A piece of cloth that is suspected of having the blood of former French King Louis XVI is to be auctioned off in Paris on April 3.
The auction is being facilitated by Paul Fraser Collectibles, which stated the cloth will be sold inside a miniature coffin with a specialized note attached.
The note will stated that the cloth contains "the precious blood of Louis XVI, 21 January 1793."
Although DNA tests have been conducted on the sample, there has been no definite word that the blood is authentic, but that has not stopped eager bidders from jockeying for the chance to bid on this unique bit of history.
Historians reveal that January 21, 1793 is the day when King Louis XVI was beheaded following the 1789 French Revolution, and that those in attendance of the execution took pieces of clothing and even bits of his hair after he died.

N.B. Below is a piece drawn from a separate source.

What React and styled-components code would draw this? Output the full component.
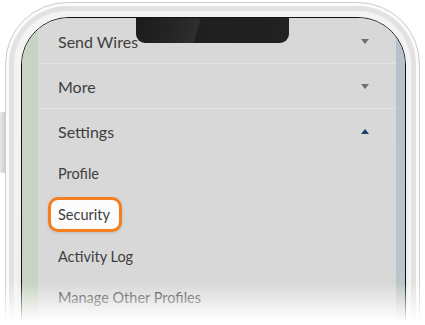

The bloodied cloth was thought to contain the royal blood after a team of researchers claimed they identified the blood to be that of King Louis XVI. A sample of blood was analyzed using DNA identification methods.

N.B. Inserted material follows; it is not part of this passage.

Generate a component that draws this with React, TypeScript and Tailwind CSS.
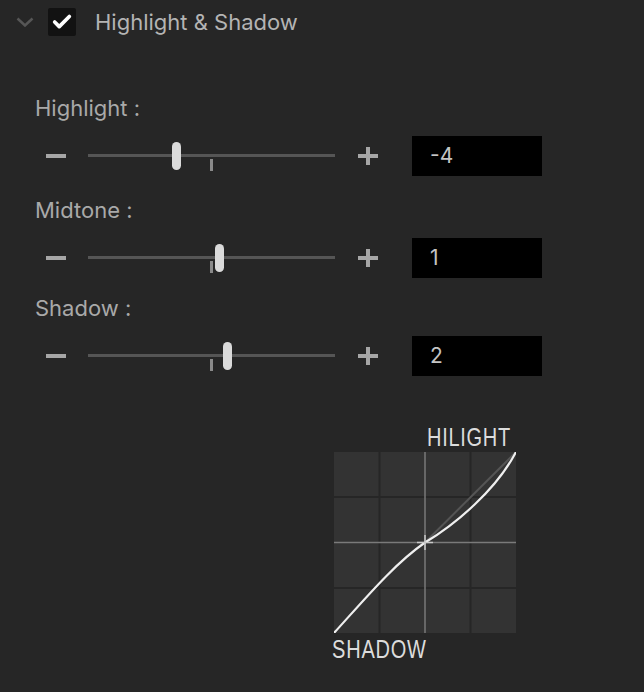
import { Check } from 'lucide-react'

type Row = { label: string; value: string; thumb: number; gap: string }

const rows: Row[] = [
  { label: 'Highlight :', value: '-4', thumb: 84, gap: 'mt-[50px]' },
  { label: 'Midtone :', value: '1', thumb: 127, gap: 'mt-5' },
  { label: 'Shadow :', value: '2', thumb: 135, gap: 'mt-4' },
]

function Slider({ thumb }: { thumb: number }) {
  return (
    <div className="relative h-10 w-[247px] ml-[22px]">
      {/* track */}
      <div className="absolute left-0 right-0 top-[18px] h-[3px] bg-[#555555]" />
      {/* default tick */}
      <div className="absolute left-[122px] top-[23px] w-[3px] h-[12px] bg-[#8a8a8a]" />
      {/* thumb */}
      <div
        className="absolute top-[6px] w-[9px] h-[28px] rounded-full bg-[#dadada]"
        style={{ left: thumb }}
      />
    </div>
  )
}

function ToneRow({ row }: { row: Row }) {
  return (
    <>
      <div className={`${row.gap} h-7 leading-7 text-[22px] text-[#a9a9a9]`}>{row.label}</div>
      <div className="mt-[14px] flex items-center h-10">
        <div className="ml-[11px] w-5 h-1 bg-[#a6a6a6]" />
        <Slider thumb={row.thumb} />
        <div className="ml-[23px] relative w-5 h-[18px]">
          <div className="absolute left-0 right-0 top-[7px] h-1 bg-[#a6a6a6]" />
          <div className="absolute top-0 bottom-0 left-[8px] w-1 bg-[#a6a6a6]" />
        </div>
        <div className="ml-[34px] w-[130px] h-10 bg-black flex items-center pl-[18px] text-[21px] text-[#c4c4c4]">
          {row.value}
        </div>
      </div>
    </>
  )
}

function ToneCurve() {
  return (
    <svg width="182" height="181" viewBox="0 0 182 181" className="ml-[2px] block">
      <rect width="182" height="181" fill="#333333" />
      <g stroke="#262626" strokeWidth="2">
        <line x1="45.5" y1="0" x2="45.5" y2="181" />
        <line x1="136.5" y1="0" x2="136.5" y2="181" />
        <line x1="0" y1="45" x2="182" y2="45" />
        <line x1="0" y1="136" x2="182" y2="136" />
      </g>
      <g stroke="#7a7a7a" strokeWidth="1.5">
        <line x1="91" y1="0" x2="91" y2="181" />
        <line x1="0" y1="90.5" x2="182" y2="90.5" />
      </g>
      <line x1="91" y1="90.5" x2="182" y2="0" stroke="#555555" strokeWidth="2" />
      <path
        d="M0 181 C 30 148, 60 112, 91 90.5 C 122 72, 162 38, 182 0"
        fill="none"
        stroke="#efefef"
        strokeWidth="2.2"
      />
      <g stroke="#c8c8c8" strokeWidth="1.5">
        <line x1="83" y1="90.5" x2="99" y2="90.5" />
        <line x1="91" y1="83" x2="91" y2="98" />
      </g>
    </svg>
  )
}

export default function App() {
  return (
    <div className="min-h-screen bg-[#262626] font-['Inter',sans-serif]">
      {/* Section header */}
      <div className="flex items-center h-11 pl-4">
        <svg width="18" height="10" viewBox="0 0 18 10">
          <polyline points="1.5,1.5 9,8.5 16.5,1.5" fill="none" stroke="#565656" strokeWidth="2.5" />
        </svg>
        <div className="ml-[14px] w-7 h-7 bg-[#121212] rounded-[2px] flex items-center justify-center">
          <Check className="w-[22px] h-[22px] text-white" strokeWidth={4} />
        </div>
        <span className="ml-[19px] text-[22px] leading-7 text-[#b4b4b4]">Highlight &amp; Shadow</span>
      </div>

      {/* Sliders */}
      <div className="pl-[35px]">
        {rows.map((r) => (
          <ToneRow key={r.label} row={r} />
        ))}
      </div>

      {/* Curve preview */}
      <div className="ml-[332px] w-[186px] mt-[51px] font-['Liberation_Sans',sans-serif] text-[#dcdcdc]">
        <div className="ml-[95px] h-5 leading-5 text-[20px] tracking-[0.7px] scale-y-125">HILIGHT</div>
        <div className="mt-[5px]">
          <ToneCurve />
        </div>
        <div className="mt-[6px] h-5 leading-5 text-[20px] tracking-[0.8px] scale-y-125">SHADOW</div>
      </div>
    </div>
  )
}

A new study in "Forensic Science International" claimed to have identified dried blood on a cloth to be that of the King of France, who was beheaded more than 200 years ago.

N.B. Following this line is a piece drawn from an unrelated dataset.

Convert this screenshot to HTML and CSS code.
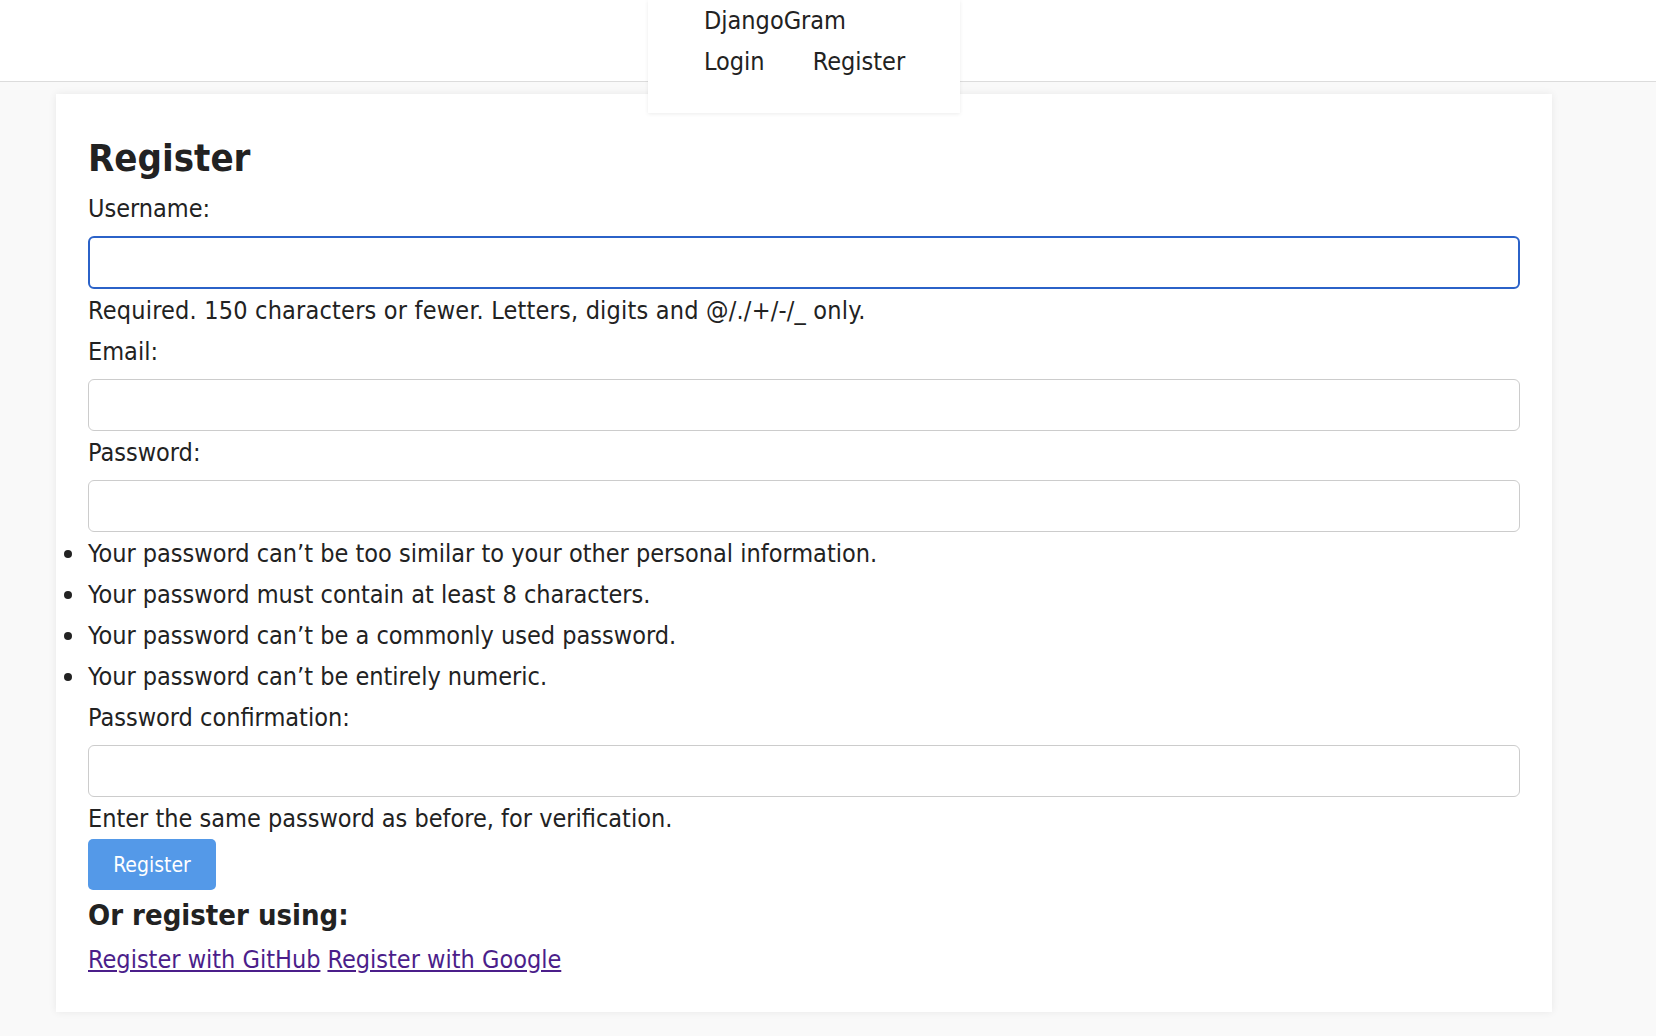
FILE: index.html
```html
<!DOCTYPE html>
<html lang="en">
<head>
<meta charset="utf-8">
<title>Register - DjangoGram</title>
<link rel="stylesheet" href="styles.css">
</head>
<body>
<header class="site-header">
  <nav class="nav-box">
    <div class="brand">DjangoGram</div>
    <div class="nav-links">
      <a class="nav-link" href="#">Login</a>
      <a class="nav-link" href="#">Register</a>
    </div>
  </nav>
</header>
<main class="card">
  <h2 class="title">Register</h2>
  <form class="form">
    <label class="label" for="u">Username:</label>
    <input class="input input-focus" id="u" type="text">
    <div class="help help-wide">Required. 150 characters or fewer. Letters, digits and @/./+/-/_ only.</div>
    <label class="label" for="e">Email:</label>
    <input class="input" id="e" type="text">
    <label class="label" for="p">Password:</label>
    <input class="input" id="p" type="text">
    <ul class="rules">
      <li>Your password can’t be too similar to your other personal information.</li>
      <li>Your password must contain at least 8 characters.</li>
      <li>Your password can’t be a commonly used password.</li>
      <li>Your password can’t be entirely numeric.</li>
    </ul>
    <label class="label" for="p2">Password confirmation:</label>
    <input class="input" id="p2" type="text">
    <div class="help">Enter the same password as before, for verification.</div>
    <button class="btn" type="button">Register</button>
  </form>
  <h3 class="subtitle">Or register using:</h3>
  <div class="social">
    <a class="social-link" href="#">Register with GitHub</a>
    <a class="social-link" href="#">Register with Google</a>
  </div>
</main>
</body>
</html>
```
FILE: styles.css
```css
html, body {
  margin: 0;
  padding: 0;
}
body {
  background: #f9f9f9;
  color: #222;
  font-family: "DejaVu Sans Condensed", "DejaVu Sans", sans-serif;
  font-stretch: condensed;
  font-size: 25px;
  line-height: 41px;
  min-height: 1036px;
}
.site-header {
  position: relative;
  height: 81px;
  background: #fff;
  border-bottom: 1px solid #dcdcdc;
}
.nav-box {
  position: absolute;
  left: 648px;
  top: 0;
  width: 312px;
  box-sizing: border-box;
  padding: 0 56px 31px;
  background: #fff;
  box-shadow: 0 1px 4px rgba(0, 0, 0, 0.08);
  z-index: 2;
}
.brand {
  color: #222;
}
.nav-links {
  display: flex;
  gap: 48px;
}
.nav-link {
  color: #222;
  text-decoration: none;
}
.card {
  display: block;
  margin: 12px 0 0 56px;
  width: 1496px;
  box-sizing: border-box;
  padding: 34px 32px 32px;
  background: #fff;
  box-shadow: 0 0 8px rgba(0, 0, 0, 0.07);
}
.title {
  margin: 0;
  font-size: 38px;
  line-height: 60px;
  font-weight: bold;
  color: #222;
}
.form {
  display: flex;
  flex-direction: column;
  align-items: flex-start;
}
.label, .help {
  display: block;
}
.help-wide {
  letter-spacing: 0.2px;
}
.input {
  display: block;
  width: 100%;
  height: 52px;
  box-sizing: border-box;
  margin: 7px 0 1px;
  border: 1px solid #cccccc;
  border-radius: 6px;
  background: #fff;
  font: inherit;
  padding: 0 12px;
  outline: none;
}
.input-focus {
  height: 53px;
  margin-bottom: 1px;
  border: 2px solid #2b62c8;
}
.rules {
  margin: 0;
  padding: 0;
  list-style: none;
}
.rules li {
  position: relative;
}
.rules li::before {
  content: "";
  position: absolute;
  left: -24px;
  top: 17px;
  width: 8px;
  height: 8px;
  border-radius: 50%;
  background: #222;
}
.btn {
  width: 128px;
  height: 51px;
  border: none;
  border-radius: 5px;
  background: #5499e8;
  color: #fff;
  font-family: inherit;
  font-stretch: condensed;
  font-size: 21px;
  padding: 0;
  margin: 0;
}
.subtitle {
  margin: 1px 0 0;
  font-size: 29px;
  line-height: 48px;
  font-weight: bold;
  color: #222;
}
.social {
  display: flex;
  gap: 7px;
}
.social-link {
  color: #4b1e8a;
  text-decoration: underline;
}
```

Researchers needed a way to compare the blood sample and were able to recover a DNA sample from the mummified head of King Henri IV, who ruled France from 1589 until 1610 and was a direct ancestor to King Louis XVI.
"Taking into consideration that the partial Y-chromosome profile is extremely rare in modern human databases, we concluded that both males could be paternally related," the study read. "Historically speaking, this forensic DNA data would confirm the identity of the previous Louis XVI sample."
While there are still doubts the co-author of the report, Carles Lalueza Fox, of the Institut de Biologia Evolutiva in Barcelona, was almost certain of the link between the two samples.
"250 times more likely that the [owners of the] head and the blood are paternally related, than unrelated," Fox explained in a statement.